__What is expected__: Find the lines with the string "this" and return them.

__Exercise material__:
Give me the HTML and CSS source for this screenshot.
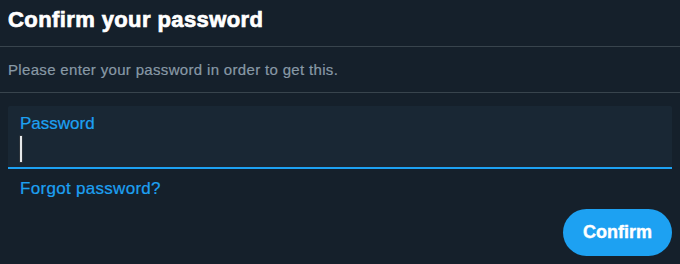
FILE: index.html
```html
<!DOCTYPE html>
<html>
<head>
<meta charset="utf-8">
<link rel="stylesheet" href="styles.css">
</head>
<body>
<div class="dialog">
  <div class="header"><h1 class="title">Confirm your password</h1></div>
  <div class="desc"><p class="desc-text">Please enter your password in order to get this.</p></div>
  <div class="form">
    <div class="field">
      <div class="label">Password</div>
      <div class="caret"></div>
    </div>
    <a class="forgot" href="#">Forgot password?</a>
    <div class="actions"><button class="confirm">Confirm</button></div>
  </div>
</div>
</body>
</html>
```
FILE: styles.css
```css
html, body {
  margin: 0;
  padding: 0;
  background: #15202b;
}
body {
  font-family: "Liberation Sans", Arial, sans-serif;
  width: 680px;
  height: 264px;
  overflow: hidden;
}
.header {
  padding: 7px 8px 13px;
  border-bottom: 1px solid #38444d;
}
.title {
  margin: 0;
  font-size: 22px;
  line-height: 26px;
  font-weight: 700;
  letter-spacing: 0.4px;
  color: #ffffff;
  -webkit-text-stroke: 0.7px #ffffff;
}
.desc {
  padding: 13px 8px 12px;
  border-bottom: 1px solid #38444d;
}
.desc-text {
  margin: 0;
  font-size: 15px;
  line-height: 20px;
  letter-spacing: 0.33px;
  color: #8899a6;
  -webkit-text-stroke: 0.2px #8899a6;
}
.form {
  padding: 13px 8px 0;
  display: flex;
  flex-direction: column;
}
.field {
  background: #192734;
  padding: 8px 12px 5px;
  border-bottom: 2px solid #1da1f2;
  border-radius: 2px 2px 0 0;
}
.label {
  font-size: 17px;
  line-height: 20px;
  color: #1da1f2;
  -webkit-text-stroke: 0.2px #1da1f2;
}
.caret {
  margin-top: 2px;
  width: 2px;
  height: 26px;
  background: #e6e9eb;
  box-shadow: 0 0 0 0.5px #444;
}
.forgot {
  margin-top: 10px;
  padding-left: 12px;
  font-size: 17px;
  line-height: 20px;
  letter-spacing: 0.3px;
  color: #1da1f2;
  -webkit-text-stroke: 0.2px #1da1f2;
  text-decoration: none;
  align-self: flex-start;
}
.actions {
  display: flex;
  justify-content: flex-end;
  margin-top: 10px;
}
.confirm {
  height: 47px;
  padding: 0 20px;
  border: none;
  border-radius: 24px;
  background: #1da1f2;
  color: #ffffff;
  font-family: "Liberation Sans", Arial, sans-serif;
  font-size: 18px;
  font-weight: 700;
  line-height: 47px;
  -webkit-text-stroke: 0.4px #ffffff;
}
```
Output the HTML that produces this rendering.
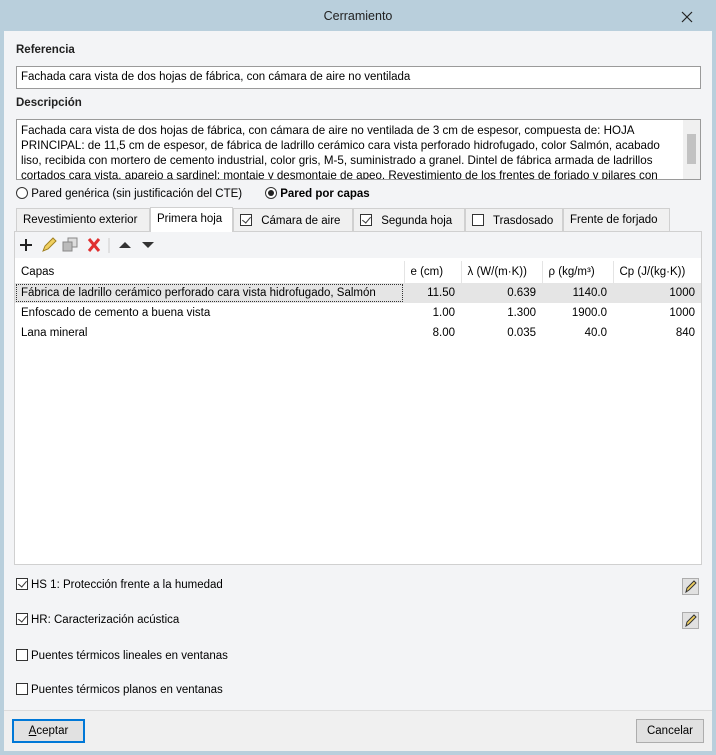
<!DOCTYPE html><html><head><style>
*{box-sizing:border-box}body{margin:0;width:716px;height:755px;background:#b9cfdc;font-family:"Liberation Sans",sans-serif;font-size:11.5px;color:#000;position:relative;overflow:hidden}
.a{position:absolute}
.win{left:4px;top:31px;width:708px;height:720px;background:#f3f4f6}
.lbl{font-weight:bold;font-size:11.5px;color:#222}
.inp{background:#fff;border:1px solid #9a9a9a}
.tab{position:absolute;top:208px;height:23px;border:1px solid #d0d0d0;border-bottom:none;background:#f0f0f0;padding:5px 6px 0;white-space:nowrap;font-size:11.5px}
.cb{display:inline-block;width:12px;height:12px;border:1px solid #333;background:#fff;vertical-align:-2px;margin-right:6px;position:relative}
.cb.c::after{content:"";position:absolute;left:3px;top:0px;width:4px;height:7px;border:solid #333;border-width:0 1.3px 1.3px 0;transform:rotate(40deg)}
table{border-collapse:collapse;font-size:11.5px}
td{padding:0 6px;height:20px;white-space:nowrap}
.h td{border-left:1px solid #e4e4e4}.h td:first-child{border-left:none}
.n{text-align:right}
.btn{position:absolute;top:719px;height:24px;border:1px solid #adadad;background:#e1e1e1;text-align:center;line-height:22px}
.pen{position:absolute;left:682px;width:17px;height:17px;border:1px solid #adadad;background:#e1e1e1}
</style></head><body>
<div class="a" style="left:0;top:9px;width:716px;text-align:center;font-size:12.5px;color:#222">Cerramiento</div>
<svg class="a" style="left:681px;top:11px" width="12" height="12"><path d="M1 1l10 10M11 1L1 11" stroke="#222" stroke-width="1.2"/></svg>
<div class="a win"></div>
<div class="a lbl" style="left:16px;top:44px">Referencia</div>
<div class="a inp" style="left:16px;top:66px;width:685px;height:23px;padding:4px 4px">Fachada cara vista de dos hojas de fábrica, con cámara de aire no ventilada</div>
<div class="a lbl" style="left:16px;top:97px">Descripción</div>
<div class="a inp" style="left:16px;top:119px;width:685px;height:61px;padding:3px 22px 0 4px;line-height:15px;overflow:hidden;font-size:11.6px">Fachada cara vista de dos hojas de fábrica, con cámara de aire no ventilada de 3 cm de espesor, compuesta de: HOJA PRINCIPAL: de 11,5 cm de espesor, de fábrica de ladrillo cerámico cara vista perforado hidrofugado, color Salmón, acabado liso, recibida con mortero de cemento industrial, color gris, M-5, suministrado a granel. Dintel de fábrica armada de ladrillos cortados cara vista, aparejo a sardinel; montaje y desmontaje de apeo. Revestimiento de los frentes de forjado y pilares con</div>
<div class="a" style="left:683px;top:120px;width:17px;height:59px;background:#f0f0f0"><div style="margin:14px 4px;height:30px;background:#c2c2c2"></div></div>
<div class="a" style="left:16px;top:187px"><span style="display:inline-block;width:12px;height:12px;border:1px solid #333;border-radius:50%;vertical-align:-2px;background:#fff"></span> Pared genérica (sin justificación del CTE)</div>
<div class="a" style="left:265px;top:187px;font-weight:bold"><span style="display:inline-block;width:12px;height:12px;border:1px solid #333;border-radius:50%;vertical-align:-2px;background:#fff;position:relative"><span style="position:absolute;left:2px;top:2px;width:6px;height:6px;border-radius:50%;background:#222"></span></span> Pared por capas</div>
<div class="tab" style="left:16px;width:134px">Revestimiento exterior</div>
<div class="tab" style="left:150px;width:83px;background:#fff;top:207px;height:25px;z-index:2">Primera hoja</div>
<div class="tab" style="left:233px;width:120px"><span class="cb c"></span> Cámara de aire</div>
<div class="tab" style="left:353px;width:112px"><span class="cb c"></span> Segunda hoja</div>
<div class="tab" style="left:465px;width:98px"><span class="cb"></span> Trasdosado</div>
<div class="tab" style="left:563px;width:107px">Frente de forjado</div>
<div class="a" style="left:14px;top:231px;width:688px;height:334px;border:1px solid #d0d0d0;background:#f3f4f6"></div>
<svg class="a" style="left:16px;top:235px" width="150" height="20">
<path d="M4 10h12M10 4v12" stroke="#222" stroke-width="2"/>
<path d="M27 16l2-5 8-8 3 3-8 8z" fill="#f0d060" stroke="#a08020"/>
<rect x="52" y="3" width="9" height="9" fill="#ddd" stroke="#888"/><rect x="47" y="7" width="9" height="9" fill="#bbb" stroke="#888"/>
<path d="M73 4l10 12M83 4l-10 12" stroke="#e03030" stroke-width="3"/>
<path d="M93 3v15" stroke="#ccc"/>
<path d="M103 13l6-6 6 6z" fill="#333"/><path d="M126 7l6 6 6-6z" fill="#333"/>
</svg>
<div class="a" style="left:15px;top:258px;width:686px;height:306px;background:#fff"></div>
<table class="a" style="left:15px;top:261px;width:686px">
<tr class="h" style="height:22px"><td style="width:389px">Capas</td><td style="width:57px">e (cm)</td><td style="width:81px">λ (W/(m·K))</td><td style="width:71px">ρ (kg/m³)</td><td>Cp (J/(kg·K))</td></tr>
<tr style="background:#e5e5e5"><td style="outline:1px dotted #333;outline-offset:-2px">Fábrica de ladrillo cerámico perforado cara vista hidrofugado, Salmón</td><td class="n">11.50</td><td class="n">0.639</td><td class="n">1140.0</td><td class="n">1000</td></tr>
<tr><td>Enfoscado de cemento a buena vista</td><td class="n">1.00</td><td class="n">1.300</td><td class="n">1900.0</td><td class="n">1000</td></tr>
<tr><td>Lana mineral</td><td class="n">8.00</td><td class="n">0.035</td><td class="n">40.0</td><td class="n">840</td></tr>
</table>
<div class="a" style="left:16px;top:578px"><span class="cb c" style="margin-right:3px"></span>HS 1: Protección frente a la humedad</div>
<div class="a" style="left:16px;top:613px"><span class="cb c" style="margin-right:3px"></span>HR: Caracterización acústica</div>
<div class="a" style="left:16px;top:649px"><span class="cb" style="margin-right:3px"></span>Puentes térmicos lineales en ventanas</div>
<div class="a" style="left:16px;top:683px"><span class="cb" style="margin-right:3px"></span>Puentes térmicos planos en ventanas</div>
<div class="pen" style="top:578px"><svg width="15" height="15"><path d="M3 13l1-4 7-7 2 2-7 7z" fill="#f0d060" stroke="#333"/></svg></div>
<div class="pen" style="top:612px"><svg width="15" height="15"><path d="M3 13l1-4 7-7 2 2-7 7z" fill="#f0d060" stroke="#333"/></svg></div>
<div class="a" style="left:4px;top:710px;width:708px;height:41px;background:#f0f0f0;border-top:1px solid #dcdcdc"></div>
<div class="btn" style="left:12px;width:73px;border:2px solid #0078d7;line-height:20px"><u>A</u>ceptar</div>
<div class="btn" style="left:636px;width:68px">Cancelar</div>
</body></html>
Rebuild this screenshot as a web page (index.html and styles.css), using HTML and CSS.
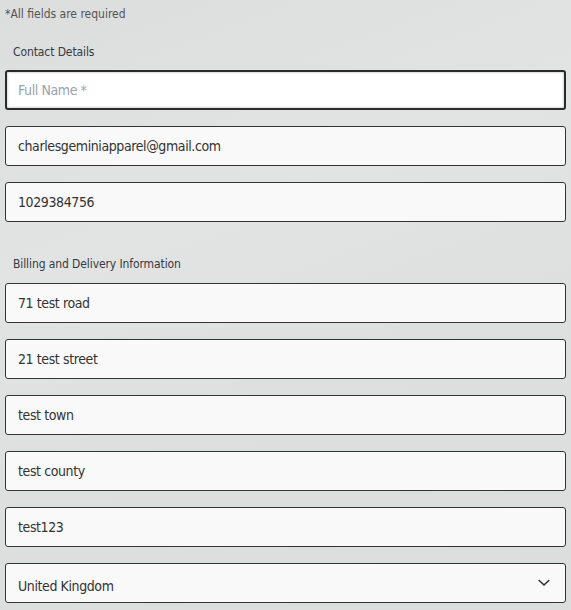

__Task output__:
Give me the HTML and CSS source for this screenshot.
  <div class="desc"><p class="desc-text">Please enter your password in order to get this.</p></div>
Output the HTML that produces this rendering.
Rebuild this screenshot as a web page (index.html and styles.css), using HTML and CSS.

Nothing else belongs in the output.